Eventually I'll get into the holiday spirit but it doesn't have anything to do with gift-giving or the commercialism. It'll sneak up on me when I least expect it-- Maybe even a day or two after, but eventually I get happy-- all be in without green and red.

Sorry you can't be with your family. Mine is far away too.

xo

Mike said...

I do not like the commercialism and the holiday means nothing to me spiritually, but I used to like the time of the year. It was really festive. Now it is just frantic!

Bogey said...

Hmmm! Hmmm! I'm sure I fit into one of those category's somewhere. And yes, perhaps I am not as gung ho about Christmas as in years past but there are certain things that happen to me that re-ignite that festive spirit in me. Right now, I just can't tell you what it is. I do agree with you whole heartedly that commercialism has indeed ruined Christmas and it is up to us to haul it back in and treat the season the way it was meant to be. Christmas should be kept simple so that the smiles you see on that day come from the size of your heart not the size of the bow.

Natalie said...

I am with you all the way, Lori.

I am dreading the whole thing to be honest.

I have made a committment to show the children the 'other way' of experiencing Christmas.

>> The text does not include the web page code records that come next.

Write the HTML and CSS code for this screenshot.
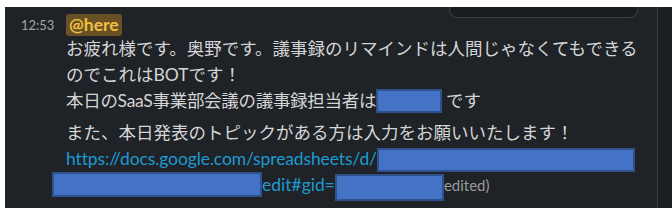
FILE: index.html
```html
<!DOCTYPE html>
<html lang="ja">
<head>
    <meta charset="UTF-8">
    <title>message</title>
    <link rel="stylesheet" href="styles.css">
</head>
<body>
    <div class="panel">
        <div class="main">
            <div class="search-tab"></div>
            <div class="msg">
                <div class="time">12:53</div>
                <div class="body">
                    <div class="head"><span class="mention">@here</span></div>
                    <p class="para">お疲れ様です。奥野です。議事録のリマインドは人間じゃなくてもできるのでこれはBOTです！<br><span class="tight">本日のSaaS事業部会議の議事録担当者は</span><span class="redact r-name"></span><span class="after">です</span></p>
                    <p class="para">また、本日発表のトピックがある方は入力をお願いいたします！<br><a class="link url" href="#">https://docs.google.com/spreadsheets/d/</a><span class="redact r-sheet"></span><br><span class="redact r-id"></span><a class="link" href="#">edit#gid=</a><span class="redact r-gid"></span><span class="edited">edited)</span></p>
                </div>
            </div>
        </div>
        <div class="track"></div>
    </div>
</body>
</html>
```

FILE: styles.css
```css
body {
    margin: 0;
    padding: 0;
    background-color: #ffffff;
    font-family: Lato, "Noto Sans CJK JP", sans-serif;
}
.panel {
    display: flex;
    margin: 7px 0 0 5px;
    height: 201px;
    background-color: #1f2226;
}
.main {
    flex: 1;
    position: relative;
}
.track {
    width: 14px;
    border-left: 1px solid #3a3d41;
    background-color: #1c1f22;
}
.search-tab {
    position: absolute;
    top: 0;
    left: 444px;
    width: 187px;
    height: 10px;
    background-color: #1a1d20;
    border: 1px solid #3b3e42;
    border-top: none;
    border-radius: 0 0 8px 8px;
}
.msg {
    display: flex;
    padding: 7px 0 0 16px;
}
.time {
    width: 45px;
    font-size: 13px;
    line-height: 22px;
    color: #a4a5a7;
}
.body {
    width: 583px;
    color: #d4d5d6;
    font-size: 17.5px;
    line-height: 26px;
}
.head {
    height: 22px;
    line-height: 22px;
}
.mention {
    display: inline-block;
    padding: 0 3px;
    border-radius: 3px;
    background-color: #6a5125;
    color: #f0c040;
    font-weight: bold;
}
.para {
    margin: 0 0 6px 0;
}
.tight {
    letter-spacing: -0.3px;
}
.link {
    color: #1d9bd1;
    text-decoration: none;
}
.url {
    letter-spacing: -0.12px;
}
.redact {
    display: inline-block;
    box-sizing: border-box;
    background-color: #4472c4;
    border: 2px solid #2f528f;
    vertical-align: top;
}
.r-name {
    width: 66px;
    height: 24px;
    margin-top: 1px;
}
.after {
    margin-left: 4px;
}
.r-sheet {
    width: 258px;
    height: 24px;
    margin-top: 2px;
}
.r-id {
    width: 210px;
    height: 25px;
    margin-left: -14px;
}
.r-gid {
    width: 109px;
    height: 27px;
    margin-top: 2px;
}
.edited {
    color: #9a9b9d;
    font-size: 15px;
}
```
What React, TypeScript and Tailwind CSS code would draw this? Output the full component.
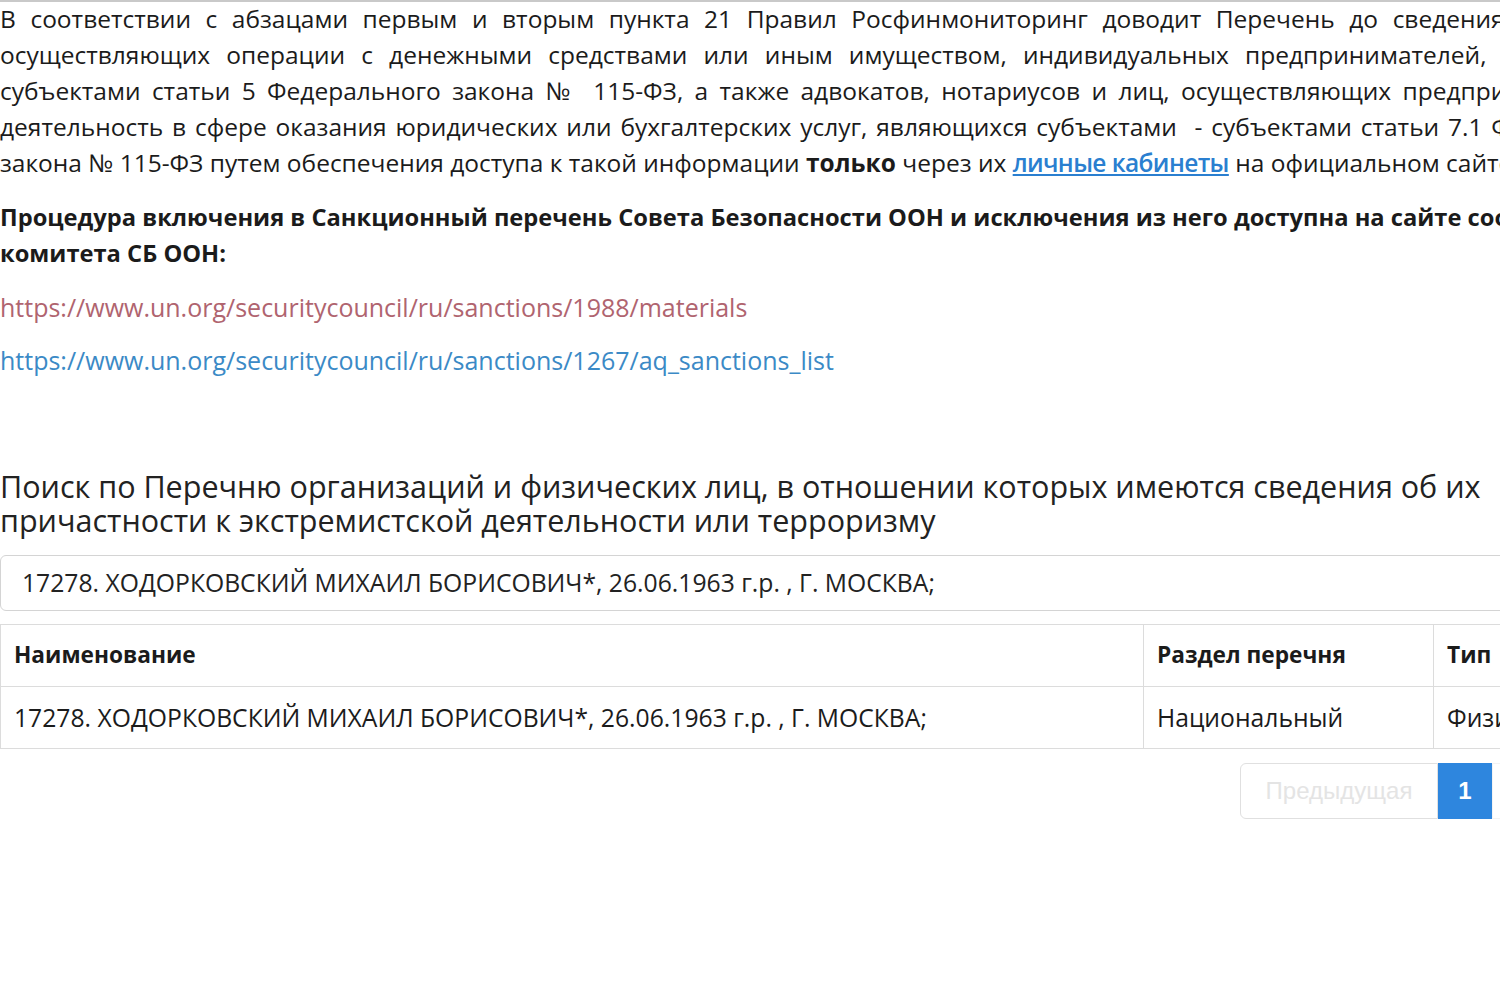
import React from 'react';

// each line of the intro keeps its own word spacing, as the justified original does
const lines = [
    'В соответствии с абзацами первым и вторым пункта 21 Правил Росфинмониторинг доводит Перечень до сведения организаций,',
    'осуществляющих операции с денежными средствами или иным имуществом, индивидуальных предпринимателей, являющихся',
    'субъектами статьи 5 Федерального закона №  115-ФЗ, а также адвокатов, нотариусов и лиц, осуществляющих предпринимательскую',
    'деятельность в сфере оказания юридических или бухгалтерских услуг, являющихся субъектами  - субъектами статьи 7.1 Федерального',
];

const fio = '17278. ХОДОРКОВСКИЙ МИХАИЛ БОРИСОВИЧ*, 26.06.1963 г.р. , Г. МОСКВА;';

export default function App() {
    return (
        <div className="w-[1500px] h-[1000px] overflow-hidden bg-white text-[#1b1b1b] font-['Open_Sans',sans-serif] border-t-2 border-[#c9c9c9]">
            <div className="w-[1620px]">
                {/* Intro paragraph */}
                <div className="text-[24.5px] leading-[36px] -mt-[1px]">
                    <div className="whitespace-pre [word-spacing:8.2px]">{lines[0]}</div>
                    <div className="whitespace-pre [word-spacing:9.8px]">{lines[1]}</div>
                    <div className="whitespace-pre [word-spacing:5px]">{lines[2]}</div>
                    <div className="whitespace-pre [word-spacing:2.5px]">{lines[3]}</div>
                    <div className="whitespace-nowrap">
                        закона № 115-ФЗ путем обеспечения доступа к такой информации{' '}
                        <b>только</b> через их{' '}
                        <a className="font-semibold tracking-[-0.6px] text-[#2a7fd0] underline">личные кабинеты</a>{' '}
                        на официальном сайте Росфинмониторинга.
                    </div>
                </div>

                <p className="mt-[18px] text-[23.7px] leading-[36px] font-bold whitespace-nowrap">
                    Процедура включения в Санкционный перечень Совета Безопасности ООН и исключения из него доступна на сайте соответствующего
                    <br />
                    комитета СБ ООН:
                </p>

                <p className="mt-[18px] text-[25px] leading-[36px] text-[#b0646f]">
                    https://www.un.org/securitycouncil/ru/sanctions/1988/materials
                </p>
                <p className="mt-[17px] text-[25px] leading-[36px] text-[#3b8ac6]">
                    https://www.un.org/securitycouncil/ru/sanctions/1267/aq_sanctions_list
                </p>

                <h2 className="mt-[91px] w-[1500px] text-[30.5px] leading-[34px] text-[#222]">
                    Поиск по Перечню организаций и физических лиц, в отношении которых имеются сведения об их причастности к экстремистской деятельности или терроризму
                </h2>

                <div className="mt-[18px] h-[56px] flex items-center px-[21px] border border-[#d4d4d4] rounded-md text-[24.7px] text-[#222]">
                    {fio}
                </div>

                <table className="mt-[13px] w-[1733px] table-fixed border-collapse text-[24.7px] text-[#1b1b1b]">
                    <colgroup>
                        <col className="w-[1143px]" />
                        <col className="w-[290px]" />
                        <col className="w-[300px]" />
                    </colgroup>
                    <thead>
                        <tr className="h-[62px] text-[22.7px]">
                            <th className="border border-[#dcdcdc] px-[13px] text-left font-bold">Наименование</th>
                            <th className="border border-[#dcdcdc] px-[13px] text-left font-bold">Раздел перечня</th>
                            <th className="border border-[#dcdcdc] px-[13px] text-left font-bold">Тип</th>
                        </tr>
                    </thead>
                    <tbody>
                        <tr className="h-[62px]">
                            <td className="border border-[#dcdcdc] px-[13px] whitespace-nowrap">{fio}</td>
                            <td className="border border-[#dcdcdc] px-[13px] whitespace-nowrap">Национальный</td>
                            <td className="border border-[#dcdcdc] px-[13px] whitespace-nowrap">Физическое лицо</td>
                        </tr>
                    </tbody>
                </table>

                {/* Pagination */}
                <div className="mt-[14px] flex justify-end">
                    <div className="flex h-[56px] text-[24px] font-['Liberation_Sans',sans-serif]">
                        <span className="w-[198px] flex items-center justify-center border border-[#e0e0e0] rounded-l-md text-[#e4e4e4]">
                            Предыдущая
                        </span>
                        <span className="w-[54px] flex items-center justify-center bg-[#2e86de] text-white font-bold">
                            1
                        </span>
                        <span className="w-[128px] flex items-center pl-[18px] overflow-hidden whitespace-nowrap border border-[#f3f3f3] rounded-r-md text-[#f2f2f2]">
                            Следующая
                        </span>
                    </div>
                </div>
            </div>
        </div>
    );
}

Like you said, there is plenty to experience that doesn't involve the shops!xx♥

Anonymous said...

Lori,
I don't like the pressure and commercialism associated with Christmas either. These days it's become much more stressful. But I do have wonderful memories of the holidays as a child and also when my children were younger. This year, I can not afford gifts for everyone, I can not afford a big Christmas tree, and I can not afford a special holiday dinner. It's definitely different. But it's okay because I realize that Christmas isn't about ME anyway, it's about JESUS. I'm still going to celebrate... with beautiful memories and hope for those I love. I am so thankful for the meaning of Christmas... "unto us a Savior is born..."
Yes, Jesus is sad because many people don't think about the real meaning of Christmas.
Thank you for the post, you made many good, and true, points.
Blessings, Roxy

Unknown said...

I see all of the sadness around me also. And the despair and hopelessness. And Then I remember that Jesus is the reason we celebrate. And Jesus LOVES the lonely. And the hurting. And the poor.

I am sorry you are so far from the ones you love. I can't imagine how difficult that is. I am so glad you have 2 littles you love and 1 husband you love close beside you : )

lisa said...

Lori, I agree with what you have written. I dislike malls. I dislike that people seem so frazzled and angry while out shopping. I thought the idea of holiday time with family should bring joy, including finding what they think is the perfect gift. This year feels different for me, in ways that I can't put my finger on directly. There is so much going on in our world and our backyards.
I wish for us all peace.

kanishk said...

I think it's become less fun since the Cabbage Patch dolls - and we didn't have anyone then who even wanted one.